• **AIM OF THE TASK**
Your copy of the material must match it exactly, except that pictures are dropped.

• **SOURCE MATERIAL**
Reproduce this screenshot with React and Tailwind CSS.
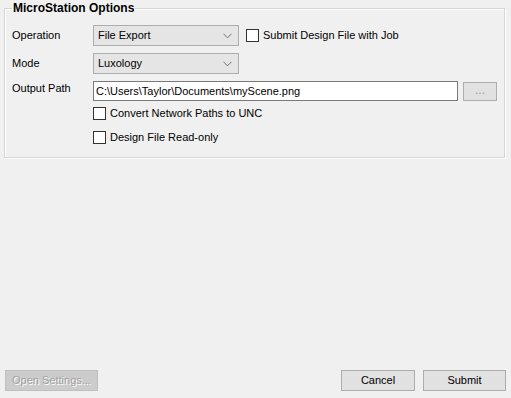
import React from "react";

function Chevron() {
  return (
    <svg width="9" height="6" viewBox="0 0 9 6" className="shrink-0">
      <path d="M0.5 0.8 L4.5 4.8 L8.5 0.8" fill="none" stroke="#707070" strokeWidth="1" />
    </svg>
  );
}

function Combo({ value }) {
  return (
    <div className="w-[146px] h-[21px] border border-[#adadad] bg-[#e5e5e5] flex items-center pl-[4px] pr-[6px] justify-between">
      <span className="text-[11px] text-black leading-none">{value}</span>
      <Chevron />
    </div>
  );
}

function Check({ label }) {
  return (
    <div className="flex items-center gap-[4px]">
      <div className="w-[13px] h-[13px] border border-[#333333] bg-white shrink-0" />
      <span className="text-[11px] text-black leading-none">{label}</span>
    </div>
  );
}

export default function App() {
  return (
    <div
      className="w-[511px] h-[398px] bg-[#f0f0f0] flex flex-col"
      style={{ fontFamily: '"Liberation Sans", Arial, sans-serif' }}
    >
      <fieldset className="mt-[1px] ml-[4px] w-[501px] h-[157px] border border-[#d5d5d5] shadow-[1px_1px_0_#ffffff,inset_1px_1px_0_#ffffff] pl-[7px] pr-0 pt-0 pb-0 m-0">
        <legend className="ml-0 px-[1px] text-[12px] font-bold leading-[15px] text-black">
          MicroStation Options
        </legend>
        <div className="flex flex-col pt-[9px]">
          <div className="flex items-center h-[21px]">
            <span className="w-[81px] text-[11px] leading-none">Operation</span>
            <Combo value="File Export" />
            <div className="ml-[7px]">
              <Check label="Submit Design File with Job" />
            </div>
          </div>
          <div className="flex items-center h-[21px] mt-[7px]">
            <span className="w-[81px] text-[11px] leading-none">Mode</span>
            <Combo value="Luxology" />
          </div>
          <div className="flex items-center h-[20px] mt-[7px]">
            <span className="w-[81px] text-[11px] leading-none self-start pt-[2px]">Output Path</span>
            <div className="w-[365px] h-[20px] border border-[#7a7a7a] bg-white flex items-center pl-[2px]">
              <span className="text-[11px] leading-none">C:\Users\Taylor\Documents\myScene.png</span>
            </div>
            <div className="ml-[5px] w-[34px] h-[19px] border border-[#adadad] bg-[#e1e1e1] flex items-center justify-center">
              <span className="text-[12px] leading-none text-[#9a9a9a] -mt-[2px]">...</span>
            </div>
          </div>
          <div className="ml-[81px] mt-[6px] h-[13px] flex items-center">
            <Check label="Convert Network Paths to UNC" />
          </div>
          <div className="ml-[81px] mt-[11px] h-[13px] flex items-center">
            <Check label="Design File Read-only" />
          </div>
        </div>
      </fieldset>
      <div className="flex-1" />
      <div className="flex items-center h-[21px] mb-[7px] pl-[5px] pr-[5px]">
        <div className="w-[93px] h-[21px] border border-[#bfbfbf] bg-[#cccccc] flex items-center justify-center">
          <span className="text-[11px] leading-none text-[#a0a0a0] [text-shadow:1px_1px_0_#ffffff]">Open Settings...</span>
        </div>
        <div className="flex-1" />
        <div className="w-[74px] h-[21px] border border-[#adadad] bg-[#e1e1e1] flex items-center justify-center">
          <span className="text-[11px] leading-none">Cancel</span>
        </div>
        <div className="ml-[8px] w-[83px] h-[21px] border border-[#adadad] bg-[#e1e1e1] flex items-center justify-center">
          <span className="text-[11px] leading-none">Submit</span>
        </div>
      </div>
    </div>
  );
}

• **COMPLETE RESPONSE**
Reproduce this screenshot with React and Tailwind CSS.
import React from "react";

function Chevron() {
  return (
    <svg width="9" height="6" viewBox="0 0 9 6" className="shrink-0">
      <path d="M0.5 0.8 L4.5 4.8 L8.5 0.8" fill="none" stroke="#707070" strokeWidth="1" />
    </svg>
  );
}

function Combo({ value }) {
  return (
    <div className="w-[146px] h-[21px] border border-[#adadad] bg-[#e5e5e5] flex items-center pl-[4px] pr-[6px] justify-between">
      <span className="text-[11px] text-black leading-none">{value}</span>
      <Chevron />
    </div>
  );
}

function Check({ label }) {
  return (
    <div className="flex items-center gap-[4px]">
      <div className="w-[13px] h-[13px] border border-[#333333] bg-white shrink-0" />
      <span className="text-[11px] text-black leading-none">{label}</span>
    </div>
  );
}

export default function App() {
  return (
    <div
      className="w-[511px] h-[398px] bg-[#f0f0f0] flex flex-col"
      style={{ fontFamily: '"Liberation Sans", Arial, sans-serif' }}
    >
      <fieldset className="mt-[1px] ml-[4px] w-[501px] h-[157px] border border-[#d5d5d5] shadow-[1px_1px_0_#ffffff,inset_1px_1px_0_#ffffff] pl-[7px] pr-0 pt-0 pb-0 m-0">
        <legend className="ml-0 px-[1px] text-[12px] font-bold leading-[15px] text-black">
          MicroStation Options
        </legend>
        <div className="flex flex-col pt-[9px]">
          <div className="flex items-center h-[21px]">
            <span className="w-[81px] text-[11px] leading-none">Operation</span>
            <Combo value="File Export" />
            <div className="ml-[7px]">
              <Check label="Submit Design File with Job" />
            </div>
          </div>
          <div className="flex items-center h-[21px] mt-[7px]">
            <span className="w-[81px] text-[11px] leading-none">Mode</span>
            <Combo value="Luxology" />
          </div>
          <div className="flex items-center h-[20px] mt-[7px]">
            <span className="w-[81px] text-[11px] leading-none self-start pt-[2px]">Output Path</span>
            <div className="w-[365px] h-[20px] border border-[#7a7a7a] bg-white flex items-center pl-[2px]">
              <span className="text-[11px] leading-none">C:\Users\Taylor\Documents\myScene.png</span>
            </div>
            <div className="ml-[5px] w-[34px] h-[19px] border border-[#adadad] bg-[#e1e1e1] flex items-center justify-center">
              <span className="text-[12px] leading-none text-[#9a9a9a] -mt-[2px]">...</span>
            </div>
          </div>
          <div className="ml-[81px] mt-[6px] h-[13px] flex items-center">
            <Check label="Convert Network Paths to UNC" />
          </div>
          <div className="ml-[81px] mt-[11px] h-[13px] flex items-center">
            <Check label="Design File Read-only" />
          </div>
        </div>
      </fieldset>
      <div className="flex-1" />
      <div className="flex items-center h-[21px] mb-[7px] pl-[5px] pr-[5px]">
        <div className="w-[93px] h-[21px] border border-[#bfbfbf] bg-[#cccccc] flex items-center justify-center">
          <span className="text-[11px] leading-none text-[#a0a0a0] [text-shadow:1px_1px_0_#ffffff]">Open Settings...</span>
        </div>
        <div className="flex-1" />
        <div className="w-[74px] h-[21px] border border-[#adadad] bg-[#e1e1e1] flex items-center justify-center">
          <span className="text-[11px] leading-none">Cancel</span>
        </div>
        <div className="ml-[8px] w-[83px] h-[21px] border border-[#adadad] bg-[#e1e1e1] flex items-center justify-center">
          <span className="text-[11px] leading-none">Submit</span>
        </div>
      </div>
    </div>
  );
}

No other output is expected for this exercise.